The CBN over-allotted in order to frontload issuances, selling a total of N129.5 billion split as follows: N7.2 billion of 91-day, N6.0 billion of 182-day, and N116.3 billion of 364-day.

The stop rate on the 364-day cleared higher by 75bps to 9.75%, while the 91-day and 182-day rates were unchanged at 2.0% and 3.5% respectively.

Chapel Hill Denham also explained that the bear run in Nigeria’s local currency (LCY) bond market entered its fifth month in April, as yields continued to reprice higher from record levels in November 2020.

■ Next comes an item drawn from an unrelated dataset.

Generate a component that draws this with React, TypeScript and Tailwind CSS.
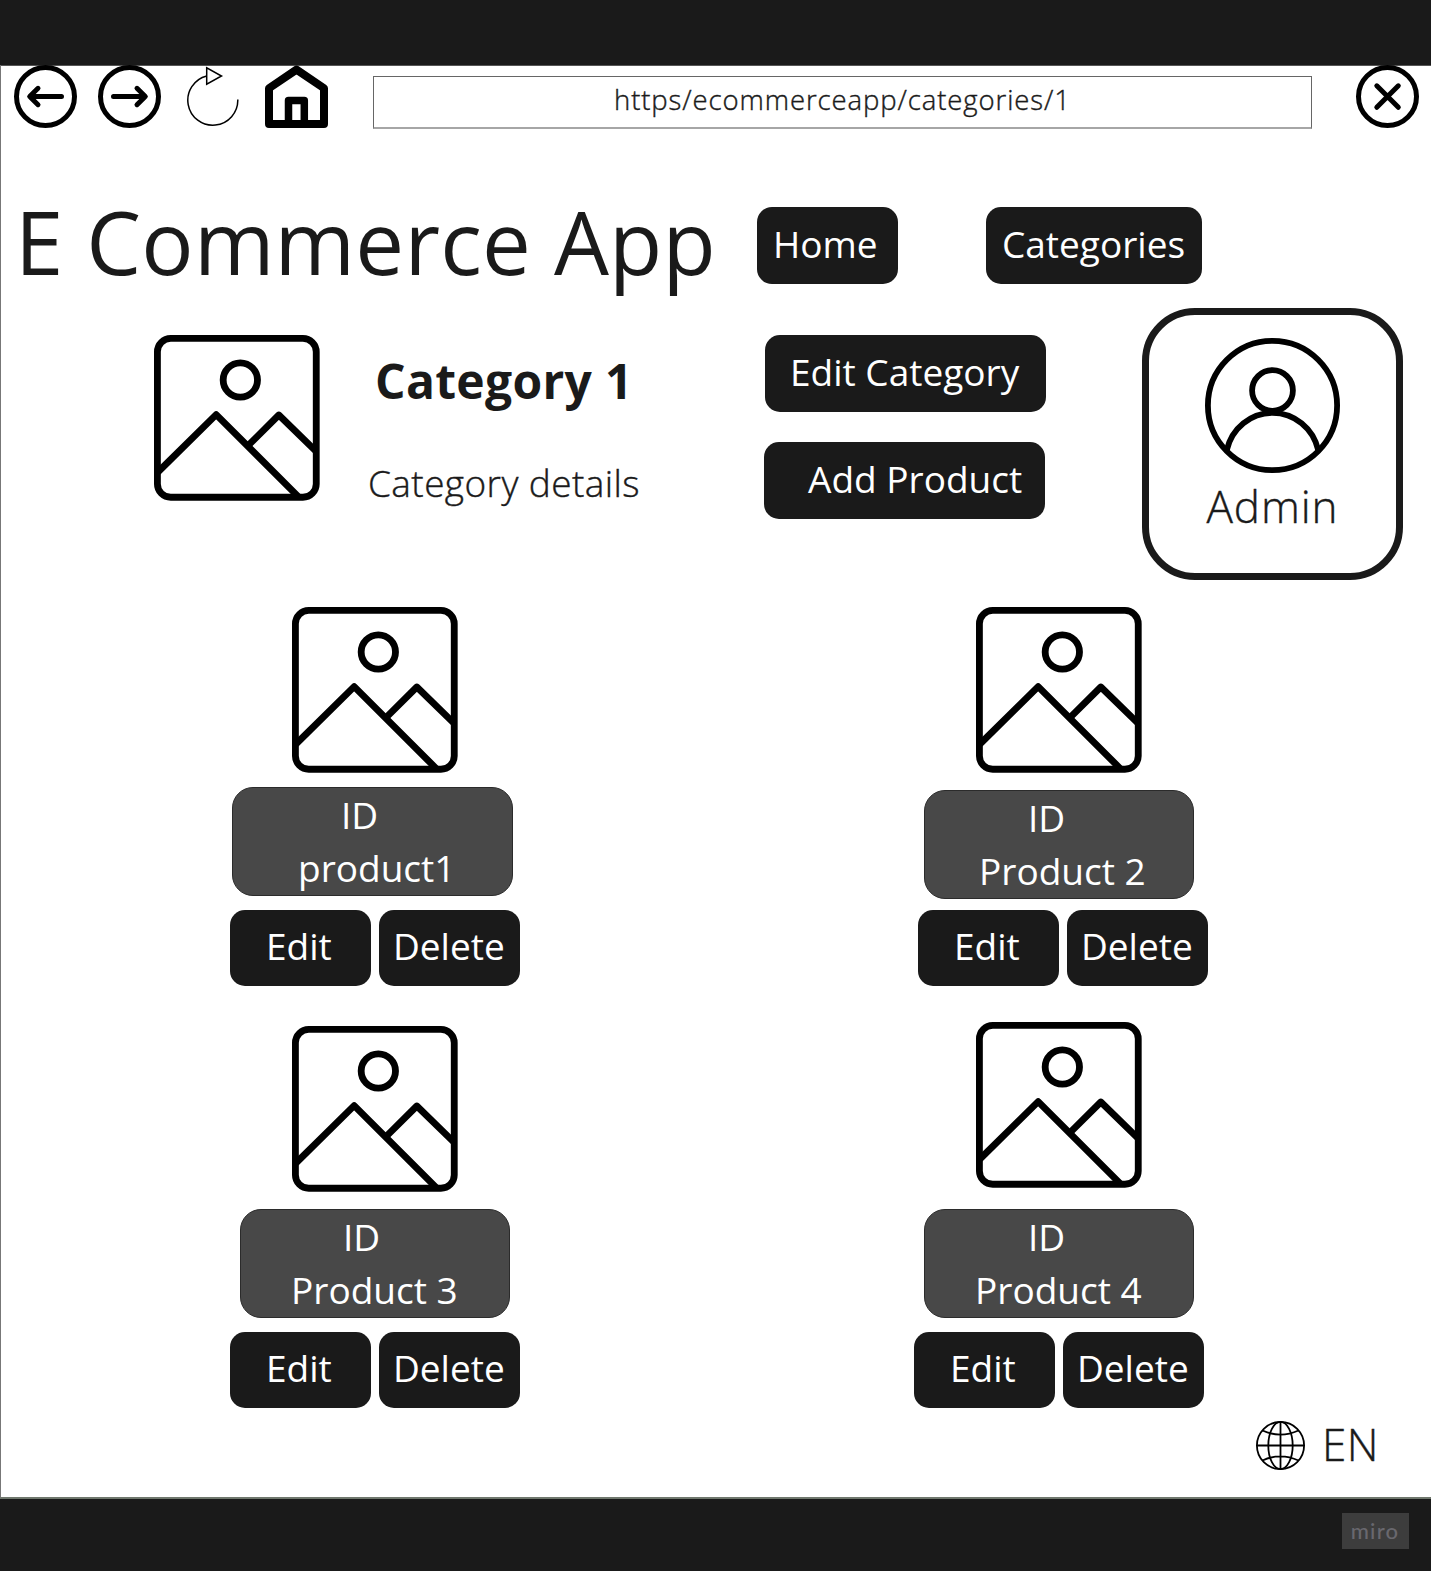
import type { ReactNode } from "react";

function PictureIcon() {
  return (
    <svg viewBox="0 0 498 498" className="block size-[166px] shrink-0" fill="none" stroke="#000" strokeWidth="20.5">
      <rect x="10.25" y="10.25" width="476.5" height="476.5" rx="40" />
      <circle cx="259" cy="135" r="51.5" />
      <path d="M12 411 186.5 239 432 484" strokeLinejoin="round" />
      <path d="M282 332 374.5 240 484 347" strokeLinejoin="round" />
    </svg>
  );
}

function BackIcon() {
  return (
    <svg viewBox="0 0 63 63" className="block size-[63px] shrink-0" fill="none" stroke="#000" strokeWidth="5" strokeLinecap="round" strokeLinejoin="round">
      <circle cx="31.5" cy="31.5" r="29" />
      <path d="M47.5 31.5H16M24 23.3 15.7 31.5 24 39.7" />
    </svg>
  );
}

function ForwardIcon() {
  return (
    <svg viewBox="0 0 63 63" className="block size-[63px] shrink-0" fill="none" stroke="#000" strokeWidth="5" strokeLinecap="round" strokeLinejoin="round">
      <circle cx="31.5" cy="31.5" r="29" />
      <path d="M15.5 31.5H47M39 23.3 47.3 31.5 39 39.7" />
    </svg>
  );
}

function CloseIcon() {
  return (
    <svg viewBox="0 0 63 63" className="block size-[63px] shrink-0" fill="none" stroke="#000" strokeWidth="5" strokeLinecap="round">
      <circle cx="31.5" cy="31.5" r="29" />
      <path d="M20.8 20.8 42.3 42.3M42.3 20.8 20.8 42.3" />
    </svg>
  );
}

function ReloadIcon() {
  return (
    <svg viewBox="0 0 52 63" className="block h-[63px] w-[52px] shrink-0" fill="none" stroke="#000" strokeWidth="1.5">
      <path d="M50.8 34.5A25 25 0 1 1 19.7 11" />
      <path d="M19.7 2.8V19.2L34.5 11Z" />
    </svg>
  );
}

function HomeIcon() {
  return (
    <svg viewBox="0 0 63 63" className="block size-[63px] shrink-0" fill="none" stroke="#000" strokeLinejoin="round">
      <path d="M4 59V23.3L31.5 4.6 59 23.3V59Z" strokeWidth="8" />
      <path d="M23.5 59V35.5H39.3V59" strokeWidth="7.5" />
    </svg>
  );
}

function AvatarIcon() {
  return (
    <svg viewBox="0 0 135 135" className="block size-[135px]" fill="none" stroke="#000" strokeWidth="5.8">
      <circle cx="67.5" cy="67.5" r="64.6" />
      <circle cx="67.5" cy="52.5" r="20.4" />
      <path d="M21.8 112A47 48.5 0 0 1 113.2 112" />
    </svg>
  );
}

function GlobeIcon() {
  return (
    <svg viewBox="0 0 49 49" className="block size-[49px] shrink-0" fill="none" stroke="#000" strokeWidth="1.8">
      <circle cx="24.5" cy="24.5" r="23.6" />
      <ellipse cx="24.5" cy="24.5" rx="12.2" ry="23.6" />
      <path d="M24.5 1V48M1 24.5H48M6.5 9.5Q24.5 17.8 42.5 9.5M6.5 39.5Q24.5 31.2 42.5 39.5" />
    </svg>
  );
}

function Button({ className, children }: { className: string; children: ReactNode }) {
  return (
    <button
      className={
        "flex shrink-0 items-center whitespace-nowrap rounded-[15px] bg-[#1a1a1a] pb-1 text-left text-[37px] text-white " +
        className
      }
    >
      {children}
    </button>
  );
}

type Product = {
  name: string;
  image: string;
  box: string;
  id: string;
  label: string;
  actions: string;
};

const leftProducts: Product[] = [
  {
    name: "product1",
    image: "ml-[62px]",
    box: "mt-[14px] ml-[2px] w-[281px]",
    id: "pl-[108px]",
    label: "pl-[65px]",
    actions: "mt-[14px]",
  },
  {
    name: "Product 3",
    image: "ml-[62px] mt-10",
    box: "mt-[17px] ml-[10px] w-[270px]",
    id: "pl-[102px]",
    label: "pl-[50px]",
    actions: "mt-[14px]",
  },
];

const rightProducts: Product[] = [
  {
    name: "Product 2",
    image: "ml-[62px]",
    box: "mt-[17px] ml-[10px] w-[270px]",
    id: "pl-[103px]",
    label: "pl-[54px]",
    actions: "mt-[11px] ml-1",
  },
  {
    name: "Product 4",
    image: "ml-[62px] mt-9",
    box: "mt-[21px] ml-[10px] w-[270px]",
    id: "pl-[103px]",
    label: "pl-[50px]",
    actions: "mt-[14px]",
  },
];

function ProductColumn({ products, className }: { products: Product[]; className: string }) {
  return (
    <div className={"flex flex-col items-start " + className}>
      {products.map((p) => (
        <article key={p.name} className="flex flex-col items-start">
          <div className={p.image}>
            <PictureIcon />
          </div>
          <div
            className={
              "flex h-[109px] flex-col whitespace-nowrap rounded-[21px] border border-[#2b2b2b] bg-[#484848] pt-px text-[37px] leading-[52.5px] text-white " +
              p.box
            }
          >
            <span className={p.id}>ID</span>
            <span className={p.label}>{p.name}</span>
          </div>
          <div className={"flex gap-2 " + p.actions}>
            <Button className="h-[76px] w-[141px] pl-[36px]">Edit</Button>
            <Button className="h-[76px] w-[141px] pl-[14px]">Delete</Button>
          </div>
        </article>
      ))}
    </div>
  );
}

export default function App() {
  return (
    <div className="flex h-[1571px] w-[1431px] flex-col overflow-hidden bg-[#1a1a1a] font-['Open_Sans',sans-serif] text-[#1a1a1a]">
      <div className="h-[65px] shrink-0" />
      <main className="flex h-[1434px] shrink-0 flex-col border-b-2 border-l border-b-[#6f776d] border-l-[#777] bg-white shadow-[inset_0_1px_0_#555]">
        <header className="flex h-[64px] shrink-0 items-start pl-[13px]">
          <BackIcon />
          <div className="ml-[21px]"><ForwardIcon /></div>
          <div className="ml-[26px]"><ReloadIcon /></div>
          <div className="ml-[26px]"><HomeIcon /></div>
          <div className="mt-[11px] ml-[45px] h-[53px] w-[939px] shrink-0 whitespace-nowrap border border-b-2 border-[#666] border-b-[#a6a6a6] pl-[240px] text-[27.5px] font-light leading-[46px] tracking-[0.9px] [-webkit-text-stroke:0.4px_#1a1a1a]">
            https/ecommerceapp/categories/1
          </div>
          <div className="ml-[44px]"><CloseIcon /></div>
        </header>

        <nav className="mt-[78px] flex h-[77px] shrink-0 items-start">
          <h1 className="w-[756px] whitespace-nowrap pl-[14px] text-[87px] leading-[69px] tracking-[0.2px]">E Commerce App</h1>
          <Button className="h-[77px] w-[141px] pl-[16px]">Home</Button>
          <Button className="ml-[88px] h-[77px] w-[216px] pl-[16px]">Categories</Button>
        </nav>

        <section className="mt-[24px] flex h-[272px] shrink-0 items-start">
          <div className="mt-[27px] ml-[153px]"><PictureIcon /></div>
          <div className="mt-[27px] ml-[48px] flex w-[396px] flex-col whitespace-nowrap">
            <h2 className="pl-[7px] text-[48px] font-bold leading-[92px] tracking-[0.3px]">Category 1</h2>
            <p className="mt-[26px] text-[37px] font-light leading-[60px] tracking-[0.4px] [-webkit-text-stroke:0.4px_#1a1a1a]">Category details</p>
          </div>
          <div className="mt-[27px] flex w-[283px] flex-col gap-[30px]">
            <Button className="ml-px h-[77px] w-[281px] pl-[25px]">Edit Category</Button>
            <Button className="h-[77px] w-[281px] pl-[44px]">Add Product</Button>
          </div>
          <div className="ml-[95px] flex h-[272px] w-[261px] flex-col items-center rounded-[53px] border-[7px] border-[#1a1a1a] pt-[23px]">
            <AvatarIcon />
            <span className="text-[44px] font-light leading-[66px] tracking-[0.9px] [-webkit-text-stroke:0.4px_#1a1a1a]">Admin</span>
          </div>
        </section>

        <section className="mt-[27px] flex h-[802px] shrink-0 items-start">
          <ProductColumn products={leftProducts} className="ml-[229px] w-[684px]" />
          <ProductColumn products={rightProducts} className="" />
        </section>

        <footer className="mt-[12px] flex h-[49px] shrink-0 items-center">
          <div className="ml-[1255px]"><GlobeIcon /></div>
          <span className="ml-[17px] pb-[4px] text-[44px] font-light leading-[46px] tracking-[0.5px] [-webkit-text-stroke:0.4px_#1a1a1a]">EN</span>
        </footer>
      </main>
      <div className="mt-[14px] ml-[1342px] flex h-[36px] w-[67px] shrink-0 items-center justify-center bg-[#3d3d3d] pr-px pb-[2px] font-['Lato',sans-serif] text-[22px] font-medium tracking-[1.2px] text-[#69686e]">
        miro
      </div>
    </div>
  );
}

On an aggregate basis, measured by the S&P FMDQ Nigeria Bond Index, Nigerian sovereign LCY bonds lost 8.3% in April, as yields expanded by an average of 238bps across benchmark tenors.

“May promises to be an eventful month for the fixed income market, with major data publications and events ahead, which are expected to shape sentiments”, Chapel Hill Denham hinted.

On the data front, April consumers’ price index (CPI) data is projected to record further uptick in headline inflation rate to 18.7% from 18.2% in March.

National Bureau of Statistics reported 18.17% headline inflation rate for Month of March after 19 consecutive monthly uptrend.

“We expect the Q1-2021 GDP data to show a consolidation of the growth recovery with a 0.4% year on year expansion.

“We believe that the elevated inflation environment and further recovery in economic activities will set the stage for a hawkish MPC meeting later in the month, with committee members likely to vote for a 50bps MPR hike to 12%”, analysts added.

In the money market, liquidity conditions are expected remain constrained, with only N260 billion OMO maturities and scanty bond coupons expected in the month, analysts said.

The investment firm said the constrained interbank liquidity and likelihood of MPC rate hike, will likely culminate in further bearish sentiments in the bond market, even as yields are now looking attractive at current level.

“This week, interbank funding pressures will likely persist due to paltry OMO maturity (N20 billion) on Tuesday”, Chapel Hill Denham said.